TASK DESCRIPTION -
Write the material out again in full, word for word. Do not include the pictures.
▼
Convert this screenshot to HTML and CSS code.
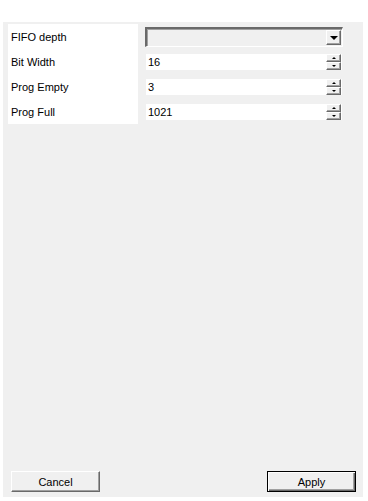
FILE: index.html
```html
<!DOCTYPE html>
<html>
<head>
<meta charset="utf-8">
<link rel="stylesheet" href="styles.css">
</head>
<body>
<div class="panel">
  <div class="form">
    <div class="labels">
      <div class="label">FIFO depth</div>
      <div class="label">Bit Width</div>
      <div class="label">Prog Empty</div>
      <div class="label">Prog Full</div>
    </div>
    <div class="controls">
      <div class="combo">
        <div class="combo-btn"><span class="tri-down big"></span></div>
      </div>
      <div class="spin">
        <span class="value">16</span>
        <div class="spin-btns">
          <div class="sbtn"><span class="tri-up"></span></div>
          <div class="sbtn"><span class="tri-down"></span></div>
        </div>
      </div>
      <div class="spin">
        <span class="value">3</span>
        <div class="spin-btns">
          <div class="sbtn"><span class="tri-up"></span></div>
          <div class="sbtn"><span class="tri-down"></span></div>
        </div>
      </div>
      <div class="spin">
        <span class="value">1021</span>
        <div class="spin-btns">
          <div class="sbtn"><span class="tri-up"></span></div>
          <div class="sbtn"><span class="tri-down"></span></div>
        </div>
      </div>
    </div>
  </div>
  <div class="actions">
    <button class="btn">Cancel</button>
    <button class="btn default">Apply</button>
  </div>
</div>
</body>
</html>
```
FILE: styles.css
```css
html, body {
  margin: 0;
  padding: 0;
  background: #ffffff;
}
body {
  font-family: "Liberation Sans", Arial, sans-serif;
  font-size: 11px;
  color: #000;
}
.panel {
  margin: 22px 0 0 3px;
  width: 360px;
  height: 475px;
  background: #f0f0f0;
  display: flex;
  flex-direction: column;
  box-sizing: border-box;
}
.form {
  display: flex;
  margin: 2px 0 0 5px;
}
.labels {
  width: 130px;
  height: 100px;
  background: #fff;
  display: flex;
  flex-direction: column;
}
.label {
  height: 25px;
  line-height: 26px;
  padding-left: 3px;
}
.controls {
  margin-left: 7px;
  padding-top: 3px;
  display: flex;
  flex-direction: column;
}
.combo {
  width: 198px;
  height: 20px;
  box-sizing: border-box;
  background: #f0f0f0;
  border-top: 2px solid #696969;
  border-left: 2px solid #696969;
  border-right: 1px solid #fff;
  border-bottom: 1px solid #fff;
  box-shadow: inset 1px 1px 0 #a0a0a0;
  display: flex;
  justify-content: flex-end;
  padding: 1px 1px 1px 0;
  margin-bottom: 7px;
}
.combo-btn {
  width: 15px;
  height: 15px;
  box-sizing: border-box;
  background: #f0f0f0;
  border-top: 1px solid #fff;
  border-left: 1px solid #fff;
  border-right: 1px solid #696969;
  border-bottom: 1px solid #696969;
  box-shadow: inset -1px -1px 0 #a0a0a0;
  display: flex;
  align-items: center;
  justify-content: center;
}
.spin {
  width: 196px;
  height: 16px;
  margin-left: 1px;
  margin-bottom: 9px;
  background: #fff;
  display: flex;
  align-items: center;
  justify-content: space-between;
}
.value {
  padding-left: 2px;
  line-height: 16px;
}
.spin-btns {
  width: 15px;
  height: 16px;
  display: flex;
  flex-direction: column;
  margin-right: 1px;
}
.sbtn {
  height: 8px;
  box-sizing: border-box;
  background: #f0f0f0;
  border-top: 1px solid #fff;
  border-left: 1px solid #fff;
  border-right: 1px solid #696969;
  border-bottom: 1px solid #696969;
  box-shadow: inset -1px -1px 0 #a0a0a0;
  display: flex;
  align-items: center;
  justify-content: center;
}
.tri-down {
  width: 0;
  height: 0;
  border-left: 2px solid transparent;
  border-right: 2px solid transparent;
  border-top: 2px solid #000;
}
.tri-up {
  width: 0;
  height: 0;
  border-left: 2px solid transparent;
  border-right: 2px solid transparent;
  border-bottom: 2px solid #000;
}
.tri-down.big {
  border-left-width: 4px;
  border-right-width: 4px;
  border-top-width: 4px;
}
.actions {
  margin-top: auto;
  display: flex;
  justify-content: space-between;
  padding: 0 7px 5px 8px;
}
.btn {
  width: 89px;
  height: 21px;
  box-sizing: border-box;
  font-family: "Liberation Sans", Arial, sans-serif;
  font-size: 11px;
  color: #000;
  background: #f0f0f0;
  border-top: 1px solid #fff;
  border-left: 1px solid #fff;
  border-right: 1px solid #696969;
  border-bottom: 1px solid #696969;
  box-shadow: inset -1px -1px 0 #a0a0a0;
  padding: 0;
  margin: 0;
}
.btn.default {
  border: 1px solid #000;
  box-shadow: inset 1px 1px 0 #fff, inset -1px -1px 0 #696969, inset -2px -2px 0 #a0a0a0;
}
```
▲
TASK ANSWER -
Convert this screenshot to HTML and CSS code.
FILE: index.html
```html
<!DOCTYPE html>
<html>
<head>
<meta charset="utf-8">
<link rel="stylesheet" href="styles.css">
</head>
<body>
<div class="panel">
  <div class="form">
    <div class="labels">
      <div class="label">FIFO depth</div>
      <div class="label">Bit Width</div>
      <div class="label">Prog Empty</div>
      <div class="label">Prog Full</div>
    </div>
    <div class="controls">
      <div class="combo">
        <div class="combo-btn"><span class="tri-down big"></span></div>
      </div>
      <div class="spin">
        <span class="value">16</span>
        <div class="spin-btns">
          <div class="sbtn"><span class="tri-up"></span></div>
          <div class="sbtn"><span class="tri-down"></span></div>
        </div>
      </div>
      <div class="spin">
        <span class="value">3</span>
        <div class="spin-btns">
          <div class="sbtn"><span class="tri-up"></span></div>
          <div class="sbtn"><span class="tri-down"></span></div>
        </div>
      </div>
      <div class="spin">
        <span class="value">1021</span>
        <div class="spin-btns">
          <div class="sbtn"><span class="tri-up"></span></div>
          <div class="sbtn"><span class="tri-down"></span></div>
        </div>
      </div>
    </div>
  </div>
  <div class="actions">
    <button class="btn">Cancel</button>
    <button class="btn default">Apply</button>
  </div>
</div>
</body>
</html>
```
FILE: styles.css
```css
html, body {
  margin: 0;
  padding: 0;
  background: #ffffff;
}
body {
  font-family: "Liberation Sans", Arial, sans-serif;
  font-size: 11px;
  color: #000;
}
.panel {
  margin: 22px 0 0 3px;
  width: 360px;
  height: 475px;
  background: #f0f0f0;
  display: flex;
  flex-direction: column;
  box-sizing: border-box;
}
.form {
  display: flex;
  margin: 2px 0 0 5px;
}
.labels {
  width: 130px;
  height: 100px;
  background: #fff;
  display: flex;
  flex-direction: column;
}
.label {
  height: 25px;
  line-height: 26px;
  padding-left: 3px;
}
.controls {
  margin-left: 7px;
  padding-top: 3px;
  display: flex;
  flex-direction: column;
}
.combo {
  width: 198px;
  height: 20px;
  box-sizing: border-box;
  background: #f0f0f0;
  border-top: 2px solid #696969;
  border-left: 2px solid #696969;
  border-right: 1px solid #fff;
  border-bottom: 1px solid #fff;
  box-shadow: inset 1px 1px 0 #a0a0a0;
  display: flex;
  justify-content: flex-end;
  padding: 1px 1px 1px 0;
  margin-bottom: 7px;
}
.combo-btn {
  width: 15px;
  height: 15px;
  box-sizing: border-box;
  background: #f0f0f0;
  border-top: 1px solid #fff;
  border-left: 1px solid #fff;
  border-right: 1px solid #696969;
  border-bottom: 1px solid #696969;
  box-shadow: inset -1px -1px 0 #a0a0a0;
  display: flex;
  align-items: center;
  justify-content: center;
}
.spin {
  width: 196px;
  height: 16px;
  margin-left: 1px;
  margin-bottom: 9px;
  background: #fff;
  display: flex;
  align-items: center;
  justify-content: space-between;
}
.value {
  padding-left: 2px;
  line-height: 16px;
}
.spin-btns {
  width: 15px;
  height: 16px;
  display: flex;
  flex-direction: column;
  margin-right: 1px;
}
.sbtn {
  height: 8px;
  box-sizing: border-box;
  background: #f0f0f0;
  border-top: 1px solid #fff;
  border-left: 1px solid #fff;
  border-right: 1px solid #696969;
  border-bottom: 1px solid #696969;
  box-shadow: inset -1px -1px 0 #a0a0a0;
  display: flex;
  align-items: center;
  justify-content: center;
}
.tri-down {
  width: 0;
  height: 0;
  border-left: 2px solid transparent;
  border-right: 2px solid transparent;
  border-top: 2px solid #000;
}
.tri-up {
  width: 0;
  height: 0;
  border-left: 2px solid transparent;
  border-right: 2px solid transparent;
  border-bottom: 2px solid #000;
}
.tri-down.big {
  border-left-width: 4px;
  border-right-width: 4px;
  border-top-width: 4px;
}
.actions {
  margin-top: auto;
  display: flex;
  justify-content: space-between;
  padding: 0 7px 5px 8px;
}
.btn {
  width: 89px;
  height: 21px;
  box-sizing: border-box;
  font-family: "Liberation Sans", Arial, sans-serif;
  font-size: 11px;
  color: #000;
  background: #f0f0f0;
  border-top: 1px solid #fff;
  border-left: 1px solid #fff;
  border-right: 1px solid #696969;
  border-bottom: 1px solid #696969;
  box-shadow: inset -1px -1px 0 #a0a0a0;
  padding: 0;
  margin: 0;
}
.btn.default {
  border: 1px solid #000;
  box-shadow: inset 1px 1px 0 #fff, inset -1px -1px 0 #696969, inset -2px -2px 0 #a0a0a0;
}
```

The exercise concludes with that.